Lezione 21 La decolonizzazione

I dannati della terra

Nel suo libro I dannati della terra – considerato quasi un manifesto della liberazione rivoluzionaria anticoloniale - Frantz Fanon (1925 – 1961), un medico-psichiatra nativo della Martinica, colonia francese, grande combattente della rivoluzione algerina, analizza il fenomeno della colonizzazione e poi della decolonizzazione. Scrive così:

«Il colonialismo e l’imperialismo non si sono sdebitati con noi quando hanno ritirato dai nostri territori le bandiere e le forze di polizia.
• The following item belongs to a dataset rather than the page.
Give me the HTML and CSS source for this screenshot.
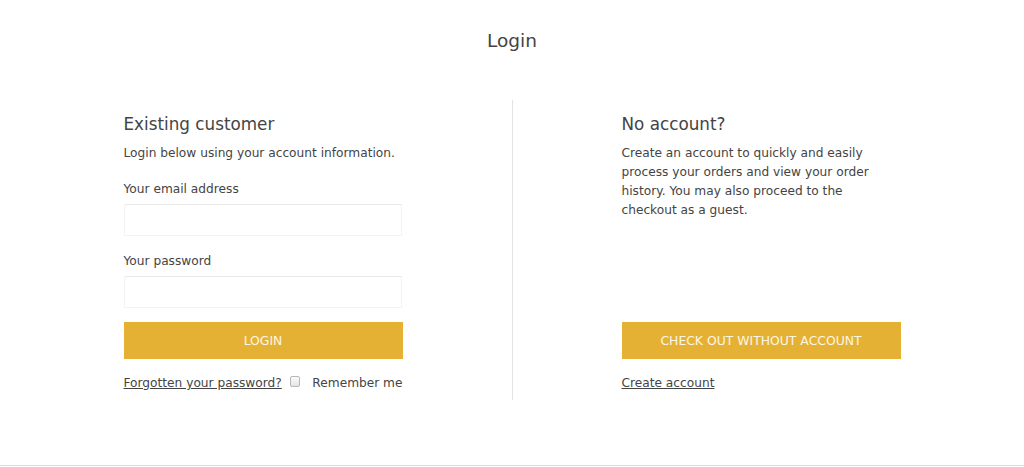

Per secoli i capitalisti si sono comportati nel mondo sottosviluppato come dei veri criminali di guerra. Le deportazioni, i massacri, il lavoro forzato, lo schiavismo sono stati i principali mezzi impiegati dal capitalismo per aumentare le sue riserve d’oro e di diamanti, le sue ricchezze e per stabilire la sua potenza. […] Noi diciamo che gli Stati imperialisti commetterebbero un grave errore e un’ingiustizia senza nome se si contentassero di ritirare dal nostro suolo le coorti militari, i servizi amministrativi e di economato, la cui funzione era di scoprire ricchezze, estrarle e spedirle verso le metropoli. La riparazione morale dell’indipendenza nazionale non ci acceca, non ci nutre. La ricchezza dei paesi imperialisti è anche la nostra ricchezza. Sul piano dell’universale, questa affermazione, com’è facile capire, non vuole assolutamente significare che noi ci sentiamo oggetto delle creazioni della tecnica e delle arti occidentali. Molto concretamente l’Europa si è gonfiata smisuratamente dell’oro e delle materie prime dei paesi coloniali: America latina, Cina, Africa. Da tutti quei continenti, di fronte ai quali l’Europa oggi erge la sua torre opulenta, partono da secoli in direzione di quella stessa Europa i diamanti e il petrolio, la seta e il cotone, i legnami e i prodotti esotici. L’Europa è letteralmente la creazione del terzo mondo. Le ricchezze che la soffocano sono quelle che sono state rubate ai popoli sottosviluppati. I porti dell’Olanda, Liverpool, i docks di Bordeaux e di Liverpool specializzati nella tratta dei negri, devono la loro fama ai milioni di schiavi deportati. E quando noi sentiamo un capo di Stato europeo dichiarare con la mano sul cuore che deve portar soccorso agli sventurati popoli sottosviluppati, noi non palpitiamo di riconoscenza. Anzi ci diciamo: “è una giusta riparazione che ci verrà fatta”».